I don't know how you can say we don't have "a local dispatcher". Both the city and county dispatcher's have been working from the same location for at least a year and at least some of the county dispatchers are native Ann Arborites (just as some of the AAPD dispatchers are not). Perhaps what you mean is that AAPD no longer has dedicated (as in the sole responsibility) dispatchers. If the center is adequately staffed I'm not sure what difference that makes.


Sat, Jun 30, 2012 : 1:20 p.m.

For english press 2, if this is a real emergency please try your call later.......

Basic Bob

Sun, Jul 1, 2012 : 6:47 p.m.

So only English speakers need police and fire protection?


Sat, Jun 30, 2012 : 4:15 p.m.

What is even scarier? Sometimes in NYC or LA or other big cities? You may have to have your call returned. Or on hold for 5 minutes or longer.

Fat Bill

Sat, Jun 30, 2012 : 1:14 p.m.

While there are many advantages to consolidating these similar positions, the process by which it was accomplished was rather humiliating for the ann arbor dispatchers who came over. In most police departments, there is a process for "lateral transfers", people with solid experience in the field would move into a pay grade that reflects their skill and ability. In this case, the Ann Arbor dispatchers had to start from scratch. As a former 911 dispatcher and supervisor in three different agencies, I can assure you that competent dispatchers can work anywhere with a map and a list of resources. This could have been handled as a merger, not a hostile takeover.

Snarf Oscar Boondoggle

Sun, Jul 1, 2012 : 4:48 p.m.

ummm , yeh, i am therfoer confused as to why ther was so much angst? seriously asked.


Sat, Jun 30, 2012 : 12:57 p.m.

Absolutely tragic!!! Now the citizens of ann arbor will be calling a dispatcher who would most likely have been working 16 hours that day and the day prior. Critical calls the police of ceres all over the county will be heard by somebody who's had 6 hours of sleep in the last 48. Linda Peck hit it right on the head As someone who has called the police in the county and the city I can attest to the difference in customer service. Thank you for all your hard work And good luck to all the ann arbor police dispatchers.

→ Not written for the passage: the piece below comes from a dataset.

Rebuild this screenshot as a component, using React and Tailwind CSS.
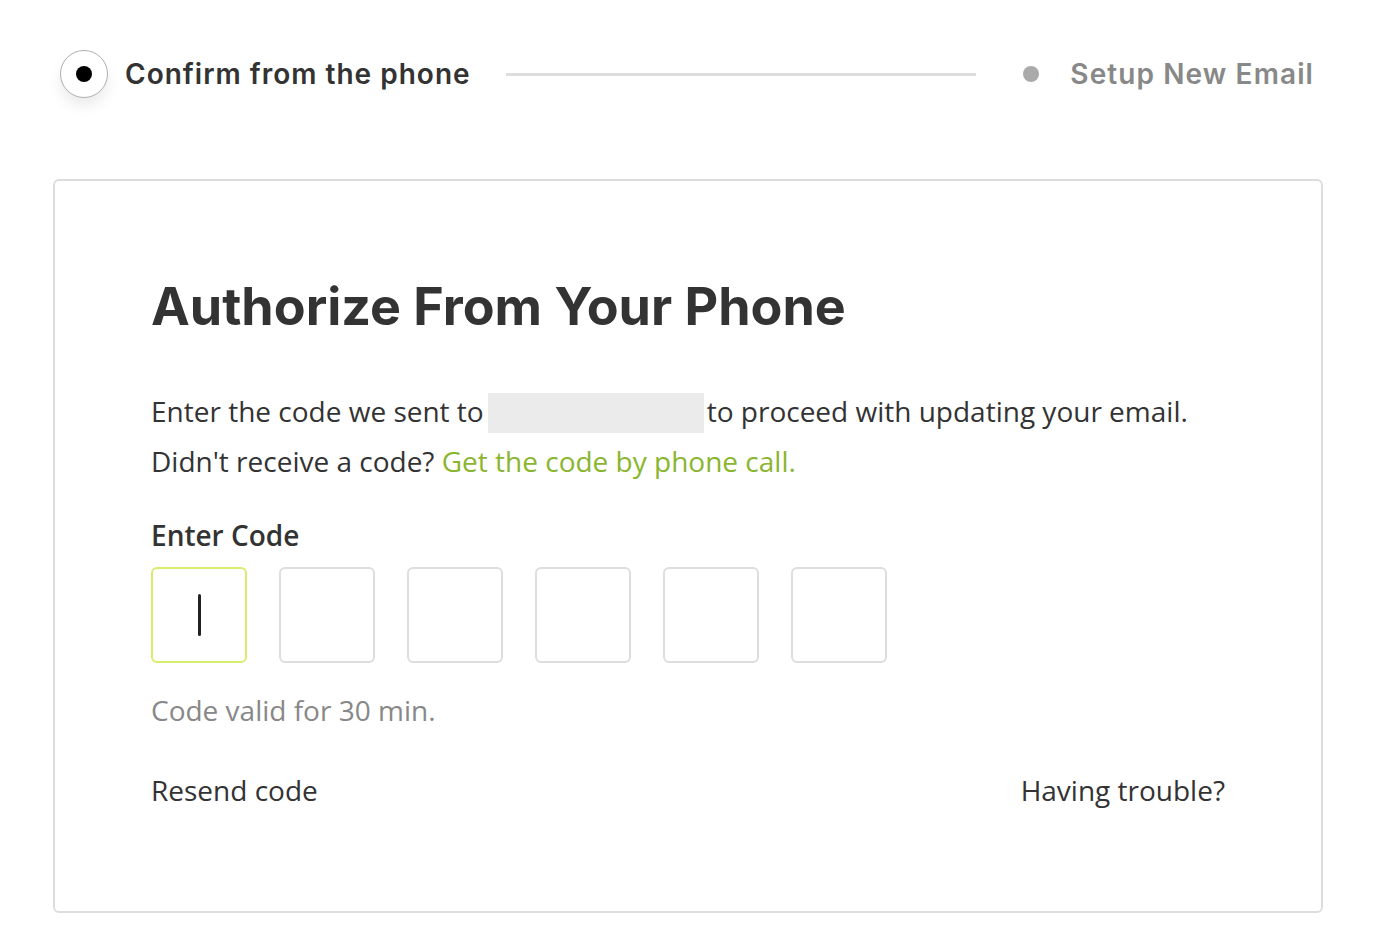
import React from "react";

export default function App() {
  const heading = { fontFamily: "Inter, 'DejaVu Sans', sans-serif" };
  const body = { fontFamily: "'Open Sans', 'Noto Sans', sans-serif" };
  return (
    <div className="w-[1388px] h-[940px] bg-white pl-[53px] pr-[65px] pt-[50px]">
      {/* Stepper */}
      <div className="flex items-center pl-[7px] pr-[9px] h-[48px]" style={heading}>
        <div className="w-[48px] h-[48px] shrink-0 rounded-full border-[1.5px] border-[#b0b0b0] bg-white flex items-center justify-center shadow-[0_8px_14px_rgba(0,0,0,0.08)]">
          <div className="w-[16px] h-[16px] rounded-full bg-black" />
        </div>
        <div className="ml-[17px] text-[28px] font-semibold text-[#333] tracking-[1px] whitespace-nowrap">Confirm from the phone</div>
        <div className="flex-1 h-[3px] bg-[#dddddd] ml-[35px] mr-[47px]" />
        <div className="w-[16px] h-[16px] shrink-0 rounded-full bg-[#aaaaaa]" />
        <div className="ml-[31px] text-[28px] font-semibold text-[#888] tracking-[1.1px] whitespace-nowrap">Setup New Email</div>
      </div>

      {/* Card */}
      <div className="mt-[81px] border-2 border-[#dddddd] rounded-[6px] px-[96px] pt-[96px] pb-[103px]">
        <h1 className="text-[52px] leading-[60px] font-bold text-[#333]" style={heading}>Authorize From Your Phone</h1>
        <div className="mt-[49px] text-[28px] leading-[50px] text-[#333]" style={body}>
          <div>
            Enter the code we sent to
            <span className="inline-block align-middle w-[216px] h-[40px] bg-[#ebebeb] -mt-[4px] ml-[4px] mr-[3px]" />
            to proceed with updating your email.
          </div>
          <div>
            Didn't receive a code?{" "}
            <span className="text-[#8ab52f]">Get the code by phone call.</span>
          </div>
        </div>
        <div className="mt-[31px] text-[28px] leading-[36px] font-semibold text-[#333]" style={body}>Enter Code</div>
        <div className="mt-[14px] flex gap-[32px]">
          <div className="w-[96px] h-[96px] rounded-[6px] border-2 border-[#d6ee6f] flex items-center justify-center">
            <div className="w-[3px] h-[42px] bg-[#222] rounded-full" />
          </div>
          {[0, 1, 2, 3, 4].map((i) => (
            <div key={i} className="w-[96px] h-[96px] rounded-[6px] border-2 border-[#dddddd]" />
          ))}
        </div>
        <div className="mt-[29px] text-[28px] leading-[36px] text-[#888]" style={body}>Code valid for 30 min.</div>
        <div className="mt-[44px] flex justify-between text-[28px] leading-[36px] text-[#333]" style={body}>
          <span>Resend code</span>
          <span>Having trouble?</span>
        </div>
      </div>
    </div>
  );
}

Sun, Jul 1, 2012 : 3:15 p.m.

aanonliberal, your analogy fails. Ann Arbor is a city, while Washtenaw is a county. They won' t be judged the same because they are different types of political entities. In having lived in Ypsilanti, Saline, and Ann Arbor, I can say that the quality of living in this county is pretty good. Chelsea, Saline, Dexter…these are great places to live. Eastern Ypsilanti not so much, but then that is a small portion of Washtenaw. You should try removing yourself from your Ann Arbor bubble and come visit other parts of this fine county. You will find that your current provincial view point to be absurdly ignorant.

Ginger chase

Sat, Jun 30, 2012 : 4:37 p.m.

To 48104...If you are a tax payer, maybe you should ask the city why they did not go with the proposal that would have SAVED them money to be in charge and not lay anyone off from either the county or the city resulting in dispatchers not being overworked because of understaffing you are going to get with the County? Yes, I would pay for better customer service if it meant my phone call was going to be answered quickly and not by someone that was falling asleep because they worked 16 hours in the last 2 days..


Sat, Jun 30, 2012 : 3:37 p.m.

48104. Do u go to the Chop House and expect better or worse customer service? Same thing here. You pay for fast food you get food. These people are one of the major reasons Ann Arbor and NOT Washtenaw county is consistently a top place to live and play. You never regret paying a little extra for quality.


Sat, Jun 30, 2012 : 2:39 p.m.

So you want to pay more in taxes for better customer service? Is that what you are saying?


Sat, Jun 30, 2012 : 12:49 p.m.

Look on the bright side: at least they didn't outsource the jobs to an Indian call center :-)

Homeland Conspiracy

Sat, Jun 30, 2012 : 6:19 p.m.



Sat, Jun 30, 2012 : 4:13 p.m.

Thanks for the laugh on that one. I can only imagine sending them to the wrong location.

Linda Peck

Sat, Jun 30, 2012 : 11:46 a.m.

This is another indication of the erosion of quality police protection in Ann Arbor.


Wed, Jul 4, 2012 : 8:41 p.m.

Some folks are brainwashed to think any change that results in more efficientcy with fewer personnel is negative. Get over it and quit pecking reducing bureacratic wasted resources. City 21 employees, county 17......could students be responsible for increased manpower needed? Who pays that bill? I do.


Sat, Jun 30, 2012 : 4:12 p.m.

Actually it is not. It more of a help to make sure services are getting to where services are needed. Ypsilanti city and township use this and so does most of Washtenaw county. I love this idea of consolidating the whole thing. Makes for one even bigger family.


Sat, Jun 30, 2012 : 1:38 p.m.

to Tesla: we're talking about the A2 police dept, NOT taking away from the other police agencies!!!!


Sat, Jun 30, 2012 : 12:29 p.m.

And your post is an insult to the hard working sheriffs and county dispatchers Linda.


Sat, Jun 30, 2012 : 11:12 a.m.

Wow, sad is an understatement..seems like a family was torn apart. Thank you all for your service to the community.